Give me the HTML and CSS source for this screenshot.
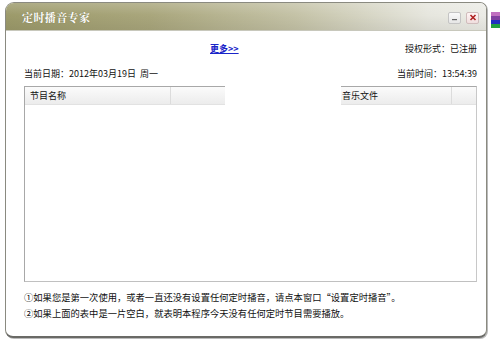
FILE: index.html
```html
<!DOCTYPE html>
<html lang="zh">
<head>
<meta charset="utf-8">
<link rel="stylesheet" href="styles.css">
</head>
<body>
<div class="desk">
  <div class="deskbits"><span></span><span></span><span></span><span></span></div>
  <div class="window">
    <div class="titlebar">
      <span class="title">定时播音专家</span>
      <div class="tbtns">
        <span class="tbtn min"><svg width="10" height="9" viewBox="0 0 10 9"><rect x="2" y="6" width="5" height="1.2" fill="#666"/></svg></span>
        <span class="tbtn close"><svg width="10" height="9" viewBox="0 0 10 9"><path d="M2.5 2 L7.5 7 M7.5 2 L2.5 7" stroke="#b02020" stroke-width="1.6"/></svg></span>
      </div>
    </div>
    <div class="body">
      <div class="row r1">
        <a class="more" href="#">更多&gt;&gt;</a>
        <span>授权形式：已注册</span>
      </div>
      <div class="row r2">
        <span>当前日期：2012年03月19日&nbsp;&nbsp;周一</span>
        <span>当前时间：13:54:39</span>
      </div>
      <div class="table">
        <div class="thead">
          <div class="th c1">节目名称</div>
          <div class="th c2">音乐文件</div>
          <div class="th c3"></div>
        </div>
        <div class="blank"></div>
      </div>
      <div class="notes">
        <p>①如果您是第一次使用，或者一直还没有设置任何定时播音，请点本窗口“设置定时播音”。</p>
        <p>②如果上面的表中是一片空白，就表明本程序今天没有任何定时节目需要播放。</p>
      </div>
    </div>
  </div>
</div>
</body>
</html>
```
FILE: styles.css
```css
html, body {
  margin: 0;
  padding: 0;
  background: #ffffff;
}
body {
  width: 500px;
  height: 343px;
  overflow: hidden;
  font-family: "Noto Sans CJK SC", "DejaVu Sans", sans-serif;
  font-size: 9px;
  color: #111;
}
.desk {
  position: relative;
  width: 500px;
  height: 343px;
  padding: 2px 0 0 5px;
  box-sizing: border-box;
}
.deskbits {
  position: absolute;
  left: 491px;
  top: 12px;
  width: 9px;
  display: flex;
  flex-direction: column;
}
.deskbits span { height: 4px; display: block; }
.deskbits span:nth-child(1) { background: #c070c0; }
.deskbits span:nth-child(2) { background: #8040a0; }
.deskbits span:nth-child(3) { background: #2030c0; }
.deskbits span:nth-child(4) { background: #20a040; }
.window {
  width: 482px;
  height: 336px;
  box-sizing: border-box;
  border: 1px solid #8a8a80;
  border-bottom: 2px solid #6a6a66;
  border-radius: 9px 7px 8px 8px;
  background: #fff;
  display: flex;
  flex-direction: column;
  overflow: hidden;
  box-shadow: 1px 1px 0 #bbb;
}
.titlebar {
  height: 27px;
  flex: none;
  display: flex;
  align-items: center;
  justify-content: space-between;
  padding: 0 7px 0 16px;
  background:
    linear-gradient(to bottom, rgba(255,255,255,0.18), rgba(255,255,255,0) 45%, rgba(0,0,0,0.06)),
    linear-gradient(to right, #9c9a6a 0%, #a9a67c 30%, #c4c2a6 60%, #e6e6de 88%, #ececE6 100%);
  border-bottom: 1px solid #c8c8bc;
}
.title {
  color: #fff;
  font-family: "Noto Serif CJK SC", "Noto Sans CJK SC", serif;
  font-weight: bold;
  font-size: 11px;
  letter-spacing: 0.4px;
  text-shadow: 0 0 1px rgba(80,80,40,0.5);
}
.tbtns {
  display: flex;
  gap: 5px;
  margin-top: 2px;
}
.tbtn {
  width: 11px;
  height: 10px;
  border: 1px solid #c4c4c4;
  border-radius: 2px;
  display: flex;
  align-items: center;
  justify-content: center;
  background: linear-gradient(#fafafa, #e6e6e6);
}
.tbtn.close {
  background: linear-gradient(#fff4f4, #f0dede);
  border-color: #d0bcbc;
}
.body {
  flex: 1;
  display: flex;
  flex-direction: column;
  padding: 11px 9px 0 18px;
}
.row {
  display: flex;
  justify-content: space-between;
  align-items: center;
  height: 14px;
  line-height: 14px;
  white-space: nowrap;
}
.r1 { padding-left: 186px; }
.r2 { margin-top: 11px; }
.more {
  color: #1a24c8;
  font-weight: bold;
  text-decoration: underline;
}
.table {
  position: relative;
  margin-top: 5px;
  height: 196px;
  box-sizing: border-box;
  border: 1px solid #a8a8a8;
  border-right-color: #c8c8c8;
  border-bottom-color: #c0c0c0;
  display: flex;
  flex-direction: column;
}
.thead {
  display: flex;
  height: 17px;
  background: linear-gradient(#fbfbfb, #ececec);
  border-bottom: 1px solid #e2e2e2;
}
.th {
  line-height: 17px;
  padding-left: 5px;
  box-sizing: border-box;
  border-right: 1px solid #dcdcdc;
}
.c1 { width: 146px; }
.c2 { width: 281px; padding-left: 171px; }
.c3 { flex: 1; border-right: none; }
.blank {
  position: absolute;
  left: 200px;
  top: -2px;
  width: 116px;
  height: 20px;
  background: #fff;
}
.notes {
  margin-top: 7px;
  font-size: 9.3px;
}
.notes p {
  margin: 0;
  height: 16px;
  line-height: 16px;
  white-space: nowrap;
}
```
◆ ◆ ◆
Output the material word for word, omitting its pictures.

Give me the HTML and CSS source for this screenshot.
FILE: index.html
```html
<!DOCTYPE html>
<html lang="zh">
<head>
<meta charset="utf-8">
<link rel="stylesheet" href="styles.css">
</head>
<body>
<div class="desk">
  <div class="deskbits"><span></span><span></span><span></span><span></span></div>
  <div class="window">
    <div class="titlebar">
      <span class="title">定时播音专家</span>
      <div class="tbtns">
        <span class="tbtn min"><svg width="10" height="9" viewBox="0 0 10 9"><rect x="2" y="6" width="5" height="1.2" fill="#666"/></svg></span>
        <span class="tbtn close"><svg width="10" height="9" viewBox="0 0 10 9"><path d="M2.5 2 L7.5 7 M7.5 2 L2.5 7" stroke="#b02020" stroke-width="1.6"/></svg></span>
      </div>
    </div>
    <div class="body">
      <div class="row r1">
        <a class="more" href="#">更多&gt;&gt;</a>
        <span>授权形式：已注册</span>
      </div>
      <div class="row r2">
        <span>当前日期：2012年03月19日&nbsp;&nbsp;周一</span>
        <span>当前时间：13:54:39</span>
      </div>
      <div class="table">
        <div class="thead">
          <div class="th c1">节目名称</div>
          <div class="th c2">音乐文件</div>
          <div class="th c3"></div>
        </div>
        <div class="blank"></div>
      </div>
      <div class="notes">
        <p>①如果您是第一次使用，或者一直还没有设置任何定时播音，请点本窗口“设置定时播音”。</p>
        <p>②如果上面的表中是一片空白，就表明本程序今天没有任何定时节目需要播放。</p>
      </div>
    </div>
  </div>
</div>
</body>
</html>
```
FILE: styles.css
```css
html, body {
  margin: 0;
  padding: 0;
  background: #ffffff;
}
body {
  width: 500px;
  height: 343px;
  overflow: hidden;
  font-family: "Noto Sans CJK SC", "DejaVu Sans", sans-serif;
  font-size: 9px;
  color: #111;
}
.desk {
  position: relative;
  width: 500px;
  height: 343px;
  padding: 2px 0 0 5px;
  box-sizing: border-box;
}
.deskbits {
  position: absolute;
  left: 491px;
  top: 12px;
  width: 9px;
  display: flex;
  flex-direction: column;
}
.deskbits span { height: 4px; display: block; }
.deskbits span:nth-child(1) { background: #c070c0; }
.deskbits span:nth-child(2) { background: #8040a0; }
.deskbits span:nth-child(3) { background: #2030c0; }
.deskbits span:nth-child(4) { background: #20a040; }
.window {
  width: 482px;
  height: 336px;
  box-sizing: border-box;
  border: 1px solid #8a8a80;
  border-bottom: 2px solid #6a6a66;
  border-radius: 9px 7px 8px 8px;
  background: #fff;
  display: flex;
  flex-direction: column;
  overflow: hidden;
  box-shadow: 1px 1px 0 #bbb;
}
.titlebar {
  height: 27px;
  flex: none;
  display: flex;
  align-items: center;
  justify-content: space-between;
  padding: 0 7px 0 16px;
  background:
    linear-gradient(to bottom, rgba(255,255,255,0.18), rgba(255,255,255,0) 45%, rgba(0,0,0,0.06)),
    linear-gradient(to right, #9c9a6a 0%, #a9a67c 30%, #c4c2a6 60%, #e6e6de 88%, #ececE6 100%);
  border-bottom: 1px solid #c8c8bc;
}
.title {
  color: #fff;
  font-family: "Noto Serif CJK SC", "Noto Sans CJK SC", serif;
  font-weight: bold;
  font-size: 11px;
  letter-spacing: 0.4px;
  text-shadow: 0 0 1px rgba(80,80,40,0.5);
}
.tbtns {
  display: flex;
  gap: 5px;
  margin-top: 2px;
}
.tbtn {
  width: 11px;
  height: 10px;
  border: 1px solid #c4c4c4;
  border-radius: 2px;
  display: flex;
  align-items: center;
  justify-content: center;
  background: linear-gradient(#fafafa, #e6e6e6);
}
.tbtn.close {
  background: linear-gradient(#fff4f4, #f0dede);
  border-color: #d0bcbc;
}
.body {
  flex: 1;
  display: flex;
  flex-direction: column;
  padding: 11px 9px 0 18px;
}
.row {
  display: flex;
  justify-content: space-between;
  align-items: center;
  height: 14px;
  line-height: 14px;
  white-space: nowrap;
}
.r1 { padding-left: 186px; }
.r2 { margin-top: 11px; }
.more {
  color: #1a24c8;
  font-weight: bold;
  text-decoration: underline;
}
.table {
  position: relative;
  margin-top: 5px;
  height: 196px;
  box-sizing: border-box;
  border: 1px solid #a8a8a8;
  border-right-color: #c8c8c8;
  border-bottom-color: #c0c0c0;
  display: flex;
  flex-direction: column;
}
.thead {
  display: flex;
  height: 17px;
  background: linear-gradient(#fbfbfb, #ececec);
  border-bottom: 1px solid #e2e2e2;
}
.th {
  line-height: 17px;
  padding-left: 5px;
  box-sizing: border-box;
  border-right: 1px solid #dcdcdc;
}
.c1 { width: 146px; }
.c2 { width: 281px; padding-left: 171px; }
.c3 { flex: 1; border-right: none; }
.blank {
  position: absolute;
  left: 200px;
  top: -2px;
  width: 116px;
  height: 20px;
  background: #fff;
}
.notes {
  margin-top: 7px;
  font-size: 9.3px;
}
.notes p {
  margin: 0;
  height: 16px;
  line-height: 16px;
  white-space: nowrap;
}
```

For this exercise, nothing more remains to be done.